Search code examples
rlocale

Unexpected behavior of Sys.setlocale


Please see the code below, I have to change my locale to be able to convert a date. My first attempt is unsuccessful, my second attempt works, though it seems redundant and doesn't change the output of Sys.getlocale.

My OS is Windows 7 64-bit

Sys.getlocale() # "LC_COLLATE=French_Belgium.1252;LC_CTYPE=French_Belgium.1252;LC_MONETARY=French_Belgium.1252;LC_NUMERIC=C;LC_TIME=French_Belgium.1252"
date <- "Dec-11"
as.Date(date, format = "%b-%d")     # NA
Sys.setlocale(locale = "UK")        # "LC_COLLATE=English_United Kingdom.1252;LC_CTYPE=English_United Kingdom.1252;LC_MONETARY=English_United Kingdom.1252;LC_NUMERIC=C;LC_TIME=English_United Kingdom.1252"
locale2 <- Sys.getlocale()
as.Date(date, format = "%b-%d")     # NA
Sys.setlocale("LC_TIME", "English_United Kingdom")
locale3 <- Sys.getlocale()          # "LC_COLLATE=English_United Kingdom.1252;LC_CTYPE=English_United Kingdom.1252;LC_MONETARY=English_United Kingdom.1252;LC_NUMERIC=C;LC_TIME=English_United Kingdom.1252"
as.Date(date, format = "%b-%d")     # "2017-12-11"
locale2 == locale3                  # TRUE

I can skip the first call to Sys.getlocale and the date conversion will work:

Sys.getlocale() # "LC_COLLATE=French_Belgium.1252;LC_CTYPE=French_Belgium.1252;LC_MONETARY=French_Belgium.1252;LC_NUMERIC=C;LC_TIME=French_Belgium.1252"
date <- "Dec-11"
as.Date(date, format = "%b-%d")     # NA
Sys.setlocale("LC_TIME", "English_United Kingdom") # 
locale4 <- Sys.getlocale()          # "LC_COLLATE=French_Belgium.1252;LC_CTYPE=French_Belgium.1252;LC_MONETARY=French_Belgium.1252;LC_NUMERIC=C;LC_TIME=English_United Kingdom.1252"
as.Date(date, format = "%b-%d")     # "2017-12-11"

But this doesn't work :

Sys.getlocale() # "LC_COLLATE=French_Belgium.1252;LC_CTYPE=French_Belgium.1252;LC_MONETARY=French_Belgium.1252;LC_NUMERIC=C;LC_TIME=French_Belgium.1252"
date <- "Dec-11"
as.Date(date, format = "%b-%d")     # NA
Sys.setlocale(locale = "English_United Kingdom") #
locale5 <- Sys.getlocale()          # "LC_COLLATE=English_United Kingdom.1252;LC_CTYPE=English_United Kingdom.1252;LC_MONETARY=English_United Kingdom.1252;LC_NUMERIC=C;LC_TIME=English_United Kingdom.1252"
as.Date(date, format = "%b-%d")     # NA

This is related to this question : Converting integer format date to double format of date


Solution

  • As per answer of prof. dr.
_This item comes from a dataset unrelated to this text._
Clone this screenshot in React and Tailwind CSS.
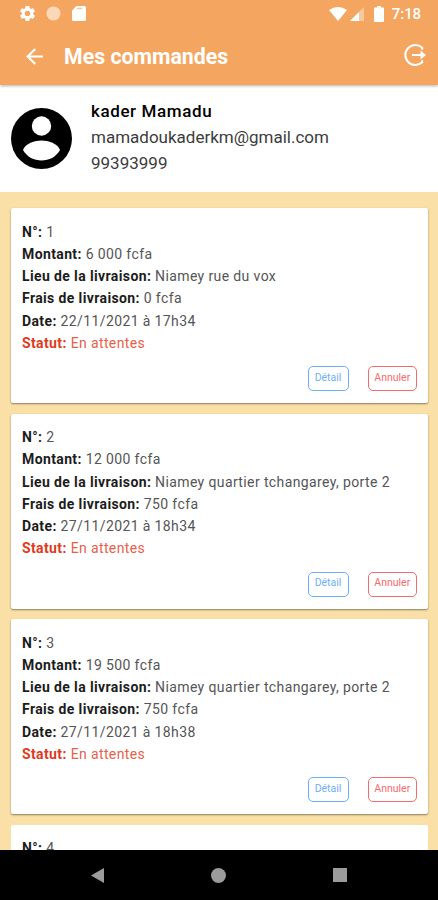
import React from "react"
import { MdSettings, MdArrowBack } from "react-icons/md"

const orders = [
  {
    id: 1,
    amount: "6 000 fcfa",
    place: "Niamey rue du vox",
    fee: "0 fcfa",
    date: "22/11/2021 à 17h34",
  },
  {
    id: 2,
    amount: "12 000 fcfa",
    place: "Niamey quartier tchangarey, porte 2",
    fee: "750 fcfa",
    date: "27/11/2021 à 18h34",
  },
  {
    id: 3,
    amount: "19 500 fcfa",
    place: "Niamey quartier tchangarey, porte 2",
    fee: "750 fcfa",
    date: "27/11/2021 à 18h38",
  },
]

function StatusBar() {
  return (
    <div className="flex h-[27px] items-center pl-[18px] pr-[17px]">
      <MdSettings className="size-[19px]" />
      <svg className="ml-[9px] size-[15px]" viewBox="0 0 15 15">
        <circle cx="7.5" cy="7.5" r="7" fill="#fbd9b8" />
        <path
          d="M12 2.500A7 7 0 0 1 2.500 12.300A7 7 0 0 0 12 2.500z"
          fill="#fff"
          opacity="0.8"
        />
      </svg>
      <svg className="ml-[11px] h-[15px] w-[14px]" viewBox="0 0 14 15">
        <path
          d="M4.500 0H12.500Q14 0 14 1.500V13.500Q14 15 12.500 15H1.500Q0 15 0 13.500V4.500z"
          fill="#fff"
        />
        <path d="M5 2.500h5" stroke="#f8c79c" strokeWidth="1.500" />
      </svg>
      <svg className="ml-auto h-[14px] w-[18px]" viewBox="0 0 18 14">
        <path d="M0 3Q9-3 18 3L9 14z" fill="#fff" />
      </svg>
      <svg className="ml-[3px] size-[14px]" viewBox="0 0 14 14">
        <path d="M14 0V14H0z" fill="#fff" opacity="0.4" />
        <path d="M9 5V14H0z" fill="#fff" />
      </svg>
      <svg className="ml-[10px] h-4 w-[10px]" viewBox="0 0 10 16">
        <path
          d="M3 0H7V1.500H9Q10 1.500 10 2.500V15Q10 16 9 16H1Q0 16 0 15V2.500Q0 1.500 1 1.500H3z"
          fill="#fff"
        />
      </svg>
      <span className="ml-2 mt-0.5 text-[15px] font-medium leading-none tracking-[-0.1px]">
        7:18
      </span>
    </div>
  )
}

function Header() {
  return (
    <header className="relative z-10 h-[85px] shrink-0 bg-[#f4a660] text-white shadow-[0_1px_3px_rgba(0,0,0,0.3)]">
      <StatusBar />
      <div className="flex h-[58px] items-center pl-[22px] pr-[11px]">
        <MdArrowBack className="size-[25px]" />
        <h1 className="ml-[17px] mt-px text-[21.3px] font-bold leading-none">
          Mes commandes
        </h1>
        <svg
          className="mb-[3px] ml-auto size-6"
          viewBox="0 0 24 24"
          fill="none"
          stroke="currentColor"
          strokeWidth="2"
        >
          <path d="M19.200 6.700V4.700A10 10 0 1 0 19.200 19.300V17.300" />
          <path d="M9 12h11" />
          <path d="M17.500 7.500l5.500 4.500l-5.500 4.500z" fill="currentColor" stroke="none" />
        </svg>
      </div>
    </header>
  )
}

function Profile() {
  return (
    <section className="flex h-[107px] shrink-0 items-start bg-white pl-[11px]">
      <svg className="mt-[23px] size-[61px]" viewBox="0 0 61 61">
        <circle cx="30.500" cy="30.500" r="30.500" />
        <circle cx="30.500" cy="18" r="9.700" fill="#fff" />
        <path
          d="M12 42C14 35.500 24 32.500 30.500 32.500S47 35.500 49 42C45 49 38 52.500 30.500 52.500S16 49 12 42z"
          fill="#fff"
        />
      </svg>
      <div className="ml-[19px] mt-[12.5px] text-[17px] leading-[26px] text-[#3c3c3c]">
        <p className="font-medium tracking-[0.6px] text-black">kader Mamadu</p>
        <p>mamadoukaderkm@gmail.com</p>
        <p>99393999</p>
      </div>
    </section>
  )
}

function Row({ label, children }) {
  return (
    <p>
      <span className="font-bold text-[#1c1c1c]">{label}:</span> {children}
    </p>
  )
}

function OrderCard({ order }) {
  return (
    <article className="h-[195px] shrink-0 rounded-[2px] bg-white px-[11px] pt-[12.5px] shadow-[0_1px_2px_rgba(0,0,0,0.45)]">
      <div className="text-[14px] leading-[22.3px] tracking-[0.38px] text-[#555]">
        <Row label="N°">{order.id}</Row>
        <Row label="Montant">{order.amount}</Row>
        <Row label="Lieu de la livraison">{order.place}</Row>
        <Row label="Frais de livraison">{order.fee}</Row>
        <Row label="Date">{order.date}</Row>
        <p className="text-[#e8604a]">
          <span className="font-bold text-[#e03a20]">Statut:</span> En attentes
        </p>
      </div>
      <div className="mt-3 flex justify-end gap-[19px] text-[10.5px]">
        <button className="h-[25px] w-[41px] rounded-[5px] border border-[#6cb0f8] pb-0.5 text-[#6cb0f8]">
          Détail
        </button>
        <button className="h-[25px] w-[49.5px] rounded-[5px] border border-[#f56b6b] pb-0.5 text-[#f56b6b]">
          Annuler
        </button>
      </div>
    </article>
  )
}

function NavBar() {
  return (
    <nav className="flex h-[50px] shrink-0 items-center justify-between bg-black px-[91px]">
      <svg className="h-[15px] w-[13px]" viewBox="0 0 13 15" fill="#9b9b9b">
        <path d="M13 0V15L0 7.500z" />
      </svg>
      <div className="size-[15px] rounded-full bg-[#9b9b9b]" />
      <div className="size-[14px] bg-[#9b9b9b]" />
    </nav>
  )
}

export default function App() {
  return (
    <div className="flex h-[900px] w-[438px] flex-col overflow-hidden bg-white font-['Roboto',sans-serif]">
      <Header />
      <Profile />
      <main className="flex min-h-0 flex-1 flex-col gap-[10.5px] overflow-hidden bg-[#fae0a7] pl-[11px] pr-[10px] pt-4">
        {orders.map((order) => (
          <OrderCard key={order.id} order={order} />
        ))}
        {/* next order, scrolled under the nav bar */}
        <article className="flex-1 rounded-t-[2px] bg-white px-[11px] pt-[12.5px] text-[14px] leading-[22.3px] tracking-[0.38px] text-[#555]">
          <Row label="N°">4</Row>
        </article>
      </main>
      <NavBar />
    </div>
  )
}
Brian Ripley :

    This is expected behaviour in Windows. On other systems, the underlying function for formatting strptime() uses the OS specific strptime function, but Windows doesn't have one. So R uses a substitute function in the case of non-english day or month names. As you have your standard locale on French, your R is set up to recognize french day and month names/abbreviations.

    This substitue function for strptime uses its own mapping of those day and month names, but this mapping is refreshed ONLY when "LC_TIME" is set specifically. At least this is the case for R 3.4.0 and earlier versions using the same mechanism.

    So contrary to my first impression, this is not a bug but a feature :-)